Michael Rakowitz

Michael Rakowitz’s multidisciplinary practice engages the senses as a means of sparking discourse around pressing political, social and historical issues. An American artist of Iraqi-Jewish origin, he is known for establishing unexpected connections between Iraqi history and cultures in the Western world to create entirely new and composite narratives that involve audiences in a vibrant revival of the past.

His non-gallery installations based around food and shelter produce an atmosphere in which conversation between the artist and his audience can flow freely around the work’s subject matter. Rakowitz believes that discussion is at its most effective when participation is involved. “I want to sit in a place where dialogue would be available,” he explains. His work is often empowered by its political or social message, responding in particular to the issue of cultural dislocation, where Western audiences only experience the culture of Middle-Eastern through a discriminatory media lens. Rakowitz’s work brings these cultures directly to a Western audience. He sets up scenarios that revisit an aspect from the region’s history or customs, enriching the participant with knowledge and respect.

Enemy Kitchen is an ongoing project begun by Michael Rakowitz in 2004. Collaborating with his Iraqi-Jewish mother, he compiles Baghdadi recipes and teaches them to different public audiences. For the first incarnation of the project, organized by More Art, Rakowitz cooked with a group of middle school and high school students who live in Chelsea and participate in after-school and summer programs at the Hudson Guild Community Center. Some had relatives in the US Army stationed in Iraq.
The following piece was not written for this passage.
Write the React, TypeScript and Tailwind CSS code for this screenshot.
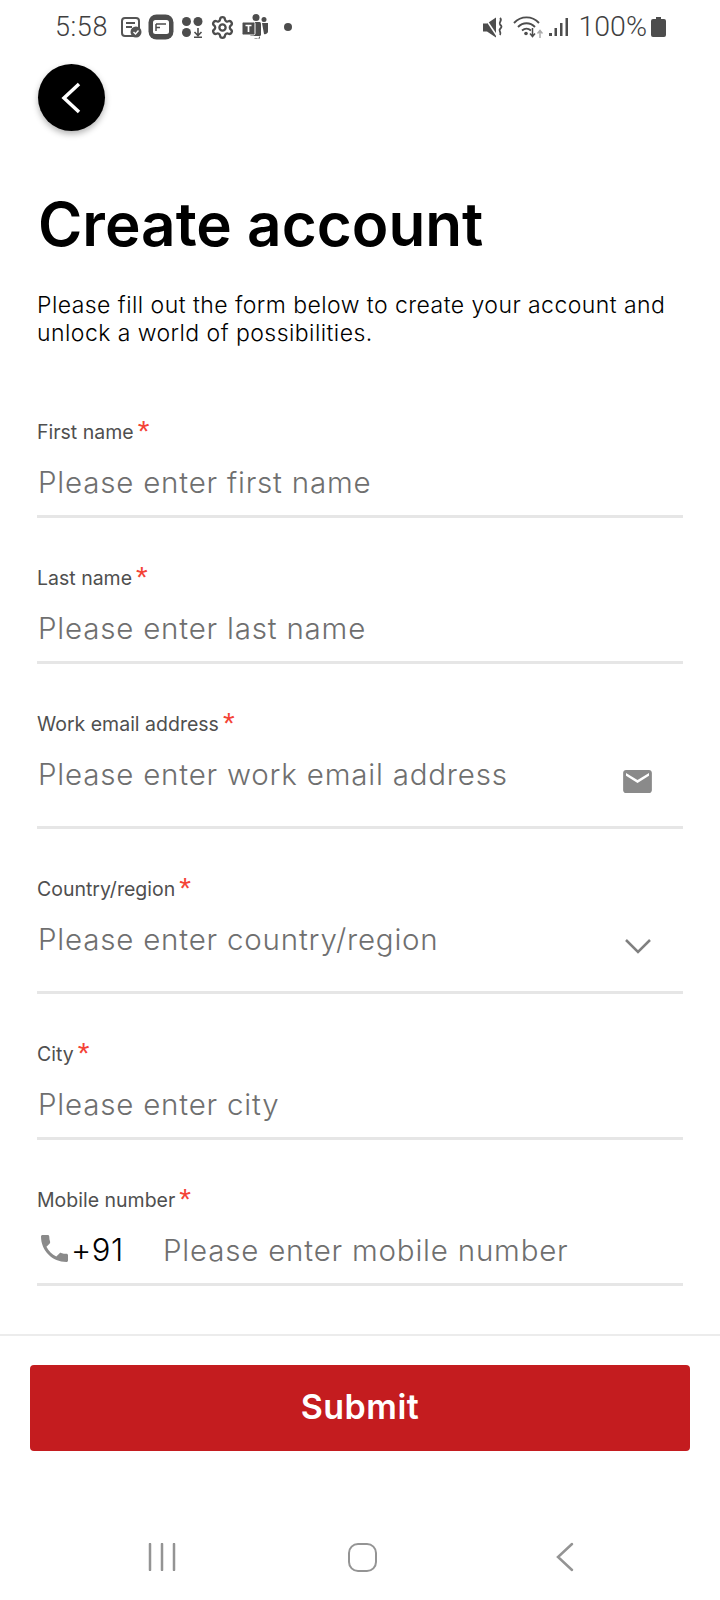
import { ReactNode } from "react";
import { Settings } from "lucide-react";

function StatusBar() {
  return (
    <div className="flex h-[54px] items-center justify-between pl-[55px] pr-[54px] text-[#3f3f3f]">
      <div className="flex items-center">
        <span className="text-[27px] leading-none font-['Roboto',sans-serif] font-light tracking-[0.6px] w-[66px]">5:58</span>
        <div className="flex items-center gap-[8px] -ml-[1px]">
          <svg width="22" height="22" viewBox="0 0 22 22" fill="none">
            <rect x="2" y="2" width="17" height="18" rx="3" stroke="#555" strokeWidth="2" />
            <path d="M6 7h9M6 11h6" stroke="#555" strokeWidth="2" />
            <circle cx="16" cy="16" r="5.5" fill="#555" />
            <path d="M13.5 16l2 2 3-3.5" stroke="#fff" strokeWidth="1.4" />
          </svg>
          <svg width="26" height="26" viewBox="0 0 26 26" className="-ml-[2px]">
            <rect x="0.5" y="0.5" width="25" height="25" rx="8" fill="#4d4d4d" />
            <rect x="5" y="6" width="16" height="14" rx="2.5" fill="#fff" />
            <path d="M8 10h10M8 10v7M8 13.500h4" stroke="#4d4d4d" strokeWidth="1.5" fill="none" />
          </svg>
          <svg width="22" height="22" viewBox="0 0 22 22" className="-ml-[1px]">
            <circle cx="5.5" cy="5.5" r="4.5" fill="#4d4d4d" />
            <circle cx="17" cy="5.5" r="4.5" fill="#4d4d4d" />
            <circle cx="5.5" cy="16.5" r="4.5" fill="#4d4d4d" />
            <path d="M17 12v7M13.5 16l3.5 3.5 3.5-3.5M13 21.3h8" stroke="#4d4d4d" strokeWidth="1.6" fill="none" />
          </svg>
          <Settings size={25} color="#4d4d4d" strokeWidth={2.200} className="-ml-[1px]" />
          <svg width="26" height="26" viewBox="0 0 26 26" className="-ml-[1px]">
            <circle cx="14" cy="3.500" r="3.500" fill="#4d4d4d" />
            <circle cx="22" cy="5.500" r="2.500" fill="#4d4d4d" />
            <rect x="8" y="8" width="11" height="14" rx="1.500" fill="#4d4d4d" />
            <path d="M20 9h6v8a3 3 0 0 1-4 3z" fill="#4d4d4d" />
            <path d="M18 21a4 4 0 0 1-6 3.500h6z" fill="#4d4d4d" />
            <rect x="0" y="8" width="13" height="13" rx="1.500" fill="#4d4d4d" stroke="#fff" />
            <path d="M3.500 11.500h6M6.500 11.500v6.500" stroke="#fff" strokeWidth="1.700" />
          </svg>
        </div>
        <span className="ml-[16px] size-[8px] rounded-full bg-[#4d4d4d]" />
      </div>
      <div className="flex items-center">
        <svg width="21" height="21" viewBox="0 0 21 21" className="mr-[9px]">
          <path d="M0 6.500h4L13 .5v20L4 14.500H0z" fill="#4d4d4d" />
          <path d="M2 1l12 18" stroke="#fff" strokeWidth="1.500" />
          <path d="M17 1c3 2.500-2 4.500 0 6.500s2 2.500 0 4.500 2 3 0 6" stroke="#4d4d4d" strokeWidth="1.800" fill="none" />
        </svg>
        <svg width="30" height="24" viewBox="0 0 30 24" fill="none" className="mr-[6px]">
          <path d="M1 8c7-7.500 18-7.500 25 0M5 12c5-5 12-5 17 0M9 15.500c3-2.500 6-2.500 9 0" stroke="#4d4d4d" strokeWidth="1.900" />
          <circle cx="13" cy="18.500" r="1.800" fill="#4d4d4d" />
          <path d="M19.500 13v8M17 18.500l2.500 3 2.500-3" stroke="#4d4d4d" strokeWidth="1.500" />
          <path d="M27 23v-7M24.500 18.500l2.500-3 2.500 3" stroke="#aaa" strokeWidth="1.500" />
        </svg>
        <svg width="20" height="20" viewBox="0 0 20 20" className="mr-[10px]">
          <rect x="0" y="16" width="3" height="3" fill="#4d4d4d" />
          <rect x="5.500" y="11" width="2.500" height="8" fill="#4d4d4d" />
          <rect x="11" y="6" width="2.500" height="13" fill="#4d4d4d" />
          <rect x="16.500" y="1" width="2.500" height="18" fill="#4d4d4d" />
        </svg>
        <span className="text-[28.500px] leading-none font-['Roboto',sans-serif] font-light">100%</span>
        <svg width="15" height="20" viewBox="0 0 15 20" className="ml-[4px]">
          <path d="M5 0h5v2h3a2 2 0 0 1 2 2v14a2 2 0 0 1-2 2H2a2 2 0 0 1-2-2V4a2 2 0 0 1 2-2h3z" fill="#4d4d4d" />
        </svg>
      </div>
    </div>
  );
}

type FieldProps = {
  label: string;
  placeholder: string;
  icon?: ReactNode;
  prefix?: ReactNode;
  tall?: boolean;
};

function Field({ label, placeholder, icon, prefix, tall }: FieldProps) {
  return (
    <div className="mt-[48px] first:mt-0">
      <div className="flex h-[24px] items-start text-[19.500px] leading-[24px] text-[#4f4f4f] font-['Inter',sans-serif]">
        {label}
        <span className="ml-[4px] -mt-[4px] text-[30px] leading-[30px] text-[#f44336] font-['Liberation_Sans',sans-serif]">*</span>
      </div>
      <div
        className={`flex items-start justify-between border-b-[3px] border-[#e6e6e6] pl-[1px] pt-[20px] ${
          tall ? "h-[93px]" : "h-[74px]"
        }`}
      >
        <div className="flex items-center">
          {prefix}
          <span className="text-[29.500px] leading-[36px] tracking-[0.8px] text-[#6f6f6f] font-['Inter',sans-serif] font-light">
            {placeholder}
          </span>
        </div>
        {icon}
      </div>
    </div>
  );
}

export default function App() {
  return (
    <div className="h-[1600px] w-[720px] overflow-hidden bg-white flex flex-col font-['Inter',sans-serif]">
      <StatusBar />
      <div className="px-[37px] pt-[10px]">
        <button className="ml-[1px] flex size-[67px] items-center justify-center rounded-full bg-black shadow-[0_3px_6px_rgba(0,0,0,0.3)]">
          <svg width="20" height="32" viewBox="0 0 20 32" fill="none" stroke="#fff" strokeWidth="3.500" className="-ml-[2px]">
            <path d="M18 2L3 16l15 14" />
          </svg>
        </button>
        <h1 className="ml-[1px] mt-[57px] text-[60.200px] leading-[74px] font-semibold text-black">Create account</h1>
        <p className="mt-[29px] text-[23px] leading-[28px] text-black tracking-[0.45px] font-['Inter',sans-serif] font-[350]">
          Please fill out the form below to create your account and
          <br />
          unlock a world of possibilities.
        </p>
        <div className="mt-[73px] w-[646px]">
          <Field label="First name" placeholder="Please enter first name" />
          <Field label="Last name" placeholder="Please enter last name" />
          <Field
            label="Work email address"
            placeholder="Please enter work email address"
            tall
            icon={
              <svg width="29" height="23" viewBox="2 4 20 16" fill="#8a8a8a" className="mr-[31px] mt-[14px]">
                <path d="M20 4H4c-1.100 0-1.990.9-1.990 2L2 18c0 1.100.9 2 2 2h16c1.100 0 2-.9 2-2V6c0-1.100-.9-2-2-2zm0 4l-8 5-8-5V6l8 5 8-5v2z" />
              </svg>
            }
          />
          <Field
            label="Country/region"
            placeholder="Please enter country/region"
            tall
            icon={
              <svg width="26" height="15" viewBox="0 0 26 15" fill="none" stroke="#808080" strokeWidth="2.500" className="mr-[32px] mt-[18px]">
                <path d="M1 1l12 12L25 1" />
              </svg>
            }
          />
          <Field label="City" placeholder="Please enter city" />
          <Field
            label="Mobile number"
            placeholder="Please enter mobile number"
            prefix={
              <>
                <svg width="27" height="27" viewBox="3 3 18 18" fill="#8a8a8a" className="ml-[3px] mr-[3px] mt-[-4px]">
                  <path d="M6.620 10.790c1.440 2.830 3.760 5.140 6.590 6.590l2.200-2.200c.27-.27.67-.36 1.020-.24 1.120.37 2.330.57 3.570.57.55 0 1 .45 1 1V20c0 .55-.45 1-1 1-9.390 0-17-7.610-17-17 0-.55.45-1 1-1h3.500c.55 0 1 .45 1 1 0 1.250.2 2.450.57 3.570.11.35.03.74-.25 1.020l-2.200 2.200z" />
                </svg>
                <span className="w-[92px] text-[31px] leading-[36px] tracking-[0.5px] text-black font-['Inter',sans-serif] font-light">+91</span>
              </>
            }
          />
        </div>
      </div>
      <div className="mt-[48px] border-t-[2px] border-[#ececec] px-[30px] pt-[29px]">
        <button className="flex h-[86px] w-full items-center justify-center rounded-[4px] bg-[#c41c1f] pb-[3px] text-[34px] tracking-[0.5px] font-semibold text-white">
          Submit
        </button>
      </div>
      <div className="mt-[91px] flex items-center justify-between pl-[148px] pr-[146px]">
        <svg width="28" height="28" viewBox="0 0 28 28" stroke="#949494" strokeWidth="2.500" strokeLinecap="round">
          <path d="M2 1v26M14 1v26M26 1v26" />
        </svg>
        <div className="mr-[8px] size-[29px] rounded-[10px] border-[2.500px] border-[#949494]" />
        <svg width="18" height="30" viewBox="0 0 18 30" fill="none" stroke="#949494" strokeWidth="2.500" strokeLinecap="round">
          <path d="M16 2L2 15l14 13" />
        </svg>
      </div>
    </div>
  );
}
In preparing and then consuming the food, it opened up another topic through which the word ‘Iraq’ could be discussed—in this case, attached to food, as a representative of culture and not as a stream of green-tinted images shown on CNN of a war-torn place. The project functioned as a social sculpture: while cooking and eating, the students engaged each other on the topic of the war and drew parallels with their own lives, at times making comparisons with bullies in relation to how they perceive the conflict. In this way, the project provided a space where the opinions, myths and facts that are perpetuated in a country during wartime could be communicated and discussed.
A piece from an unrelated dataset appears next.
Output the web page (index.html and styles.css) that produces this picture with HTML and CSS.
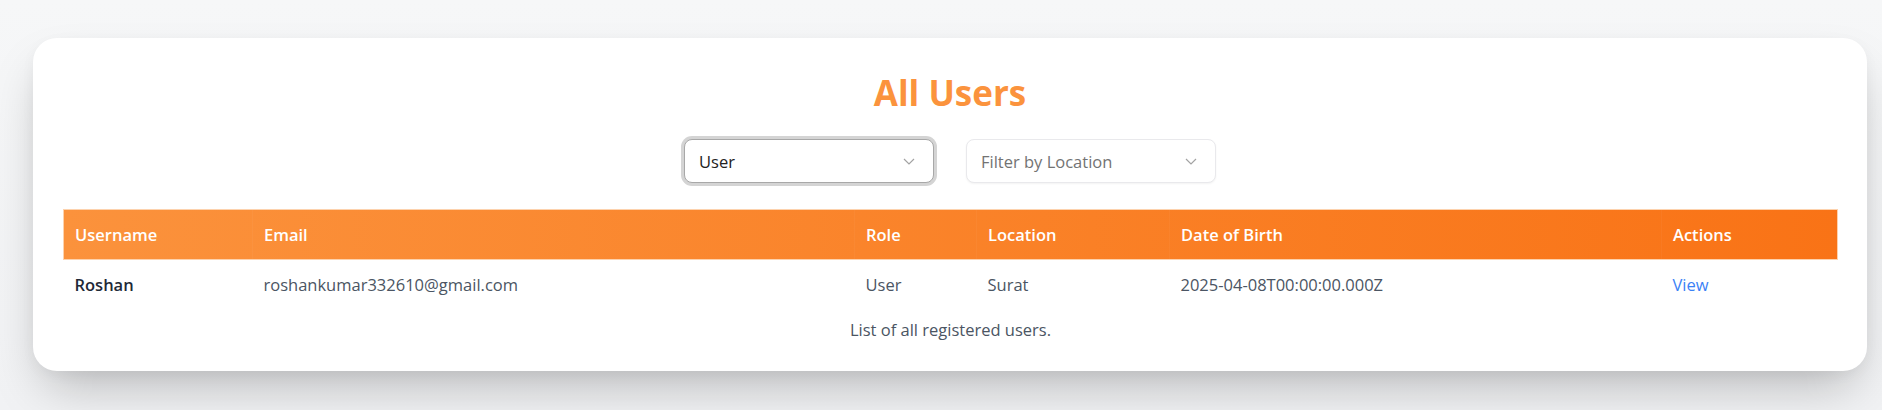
FILE: index.html
```html
<!DOCTYPE html>
<html lang="en">
<head>
<meta charset="utf-8">
<title>All Users</title>
<link rel="stylesheet" href="styles.css">
</head>
<body>
<div class="page">
  <section class="card">
    <h1 class="title">All Users</h1>
    <div class="filters">
      <div class="select-wrap">
        <select class="select select-focused">
          <option>User</option>
          <option>Admin</option>
        </select>
        <svg class="chevron" width="12" height="7" viewBox="0 0 12 7"><path d="M1 1 L6 6 L11 1" fill="none" stroke="#a3a3a3" stroke-width="1.2"/></svg>
      </div>
      <div class="select-wrap">
        <select class="select select-placeholder">
          <option>Filter by Location</option>
          <option>Surat</option>
        </select>
        <svg class="chevron" width="12" height="7" viewBox="0 0 12 7"><path d="M1 1 L6 6 L11 1" fill="none" stroke="#a3a3a3" stroke-width="1.2"/></svg>
      </div>
    </div>
    <table class="users">
      <caption class="caption">List of all registered users.</caption>
      <colgroup>
        <col class="c-user">
        <col class="c-email">
        <col class="c-role">
        <col class="c-loc">
        <col class="c-dob">
        <col class="c-act">
      </colgroup>
      <thead>
        <tr class="head-row">
          <th>Username</th>
          <th>Email</th>
          <th>Role</th>
          <th>Location</th>
          <th>Date of Birth</th>
          <th>Actions</th>
        </tr>
      </thead>
      <tbody>
        <tr class="body-row">
          <td class="name">Roshan</td>
          <td>roshankumar332610@gmail.com</td>
          <td>User</td>
          <td>Surat</td>
          <td>2025-04-08T00:00:00.000Z</td>
          <td><a class="view" href="#">View</a></td>
        </tr>
      </tbody>
    </table>
  </section>
</div>
</body>
</html>
```
FILE: styles.css
```css
* { box-sizing: border-box; }
html, body {
  margin: 0;
  height: 100%;
}
body {
  background: linear-gradient(180deg, #f6f7f8 0%, #f1f2f4 100%);
  font-family: "Open Sans", "Noto Sans", sans-serif;
  font-size: 16.5px;
  color: #4b5563;
  overflow: hidden;
}
.page {
  padding: 38px 15px 0 33px;
}
.card {
  background: #ffffff;
  border-radius: 24px;
  padding: 35px 30px 29px;
  box-shadow: 0 25px 50px -12px rgba(0, 0, 0, 0.25), 0 4px 14px rgba(0, 0, 0, 0.04);
}
.title {
  margin: 0 0 26px;
  text-align: center;
  font-size: 35px;
  line-height: 40px;
  font-weight: 700;
  color: #fb933d;
}
.filters {
  display: flex;
  justify-content: center;
  gap: 32px;
  margin-bottom: 26px;
}
.select-wrap {
  position: relative;
  width: 250px;
  height: 44px;
}
.select {
  appearance: none;
  -webkit-appearance: none;
  width: 100%;
  height: 44px;
  padding: 0 14px;
  border-radius: 8px;
  background: #ffffff;
  font-family: inherit;
  font-size: 16.5px;
  outline: none;
}
.select-focused {
  border: 1px solid #a8a8a8;
  color: #222222;
  box-shadow: 0 0 0 3px #d4d4d4;
}
.select-placeholder {
  border: 1px solid #e9e9ec;
  color: #737373;
  box-shadow: 0 1px 2px rgba(0, 0, 0, 0.05);
}
.chevron {
  position: absolute;
  right: 19px;
  top: 19px;
}
.users {
  width: 100%;
  border-collapse: collapse;
  table-layout: fixed;
  caption-side: bottom;
}
.c-user { width: 189px; }
.c-email { width: 602px; }
.c-role { width: 122px; }
.c-loc { width: 193px; }
.c-dob { width: 492px; }
.c-act { width: 176px; }
.head-row {
  background: linear-gradient(90deg, #fb923c 0%, #f97316 100%);
}
.head-row th {
  height: 50px;
  padding: 0 11px;
  text-align: left;
  font-weight: 600;
  color: #ffffff;
  border-top: 1px solid #fdd2ad;
  border-bottom: 1px solid #fdd2ad;
  border-left: 1px solid rgba(255, 255, 255, 0.035);
}
.head-row th:first-child { border-left: 1px solid #fdd2ad; }
.head-row th:last-child { border-right: 1px solid #fdd2ad; }
.body-row td {
  height: 50px;
  padding: 0 11px;
  vertical-align: middle;
  color: #4b5563;
}
.body-row .name {
  font-weight: 600;
  color: #1f2937;
}
.view {
  color: #3b82f6;
  text-decoration: none;
}
.caption {
  padding-top: 8px;
  line-height: 24px;
  color: #4b5563;
  text-align: center;
}
```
For TECTONIC, Rakowitz presented a new site specific work as a continuation of Enemy Kitchen. Dar Al Sulh (2013) will exist as a restaurant serving his mother’s recipes of Iraqi Jewish food, thus establishing the first restaurant of its kind in Arab lands since the mid twentieth century. As Michael explains, ‘The exodus of Jews from Arab lands (and this is already a sad sentence, as Jews were Arabs too), is one that has been propagandized and mythologized by Israel, the flawed narrative of Zionism and other entities in order to bolster cultural and political positions. Dar Al Sulh seeks to be a time machine, to reclaim a space when there was harmony, when these Jews did not yet abandon their Arab selves and also before Jewish populations in the Arab world were suspected of being complicit with Zionism, which we know was often not true. The notion of conciliation, of tolerance is central to the concept of Dar Al Sulh as a philosophy, and one that I hope can be reflected in the food and conversations around it.’

Michael Rakowitz (b.1973) is the winner of a 2012 Tiffany Foundation Award, the 2007 Sharjah Biennial Art Prize. Recent exhibitions include What Dust Will Rise?dOCUMENTA 13 (2012), The Breakup, Al Ma’mal Foundation for Contemporary Art (2010) The Worst Condition is To Pass Under a Sword That is Not One’s Own, Tate Modern (2010), The Invisible Enemy Should Not Exist, Lombard Freid Projects, New York (2007),paraSITE, various urban sites in Boston, Berlin, New York City and Baltimore. His work features in several private and public collections including those of the Museum of Modern Art, New York, Smart Museum of Art, Chicago, The British Museum, Kabul Museum, Afghanistan and UNESCO, Paris. He currently lives and works between Chicago and New York.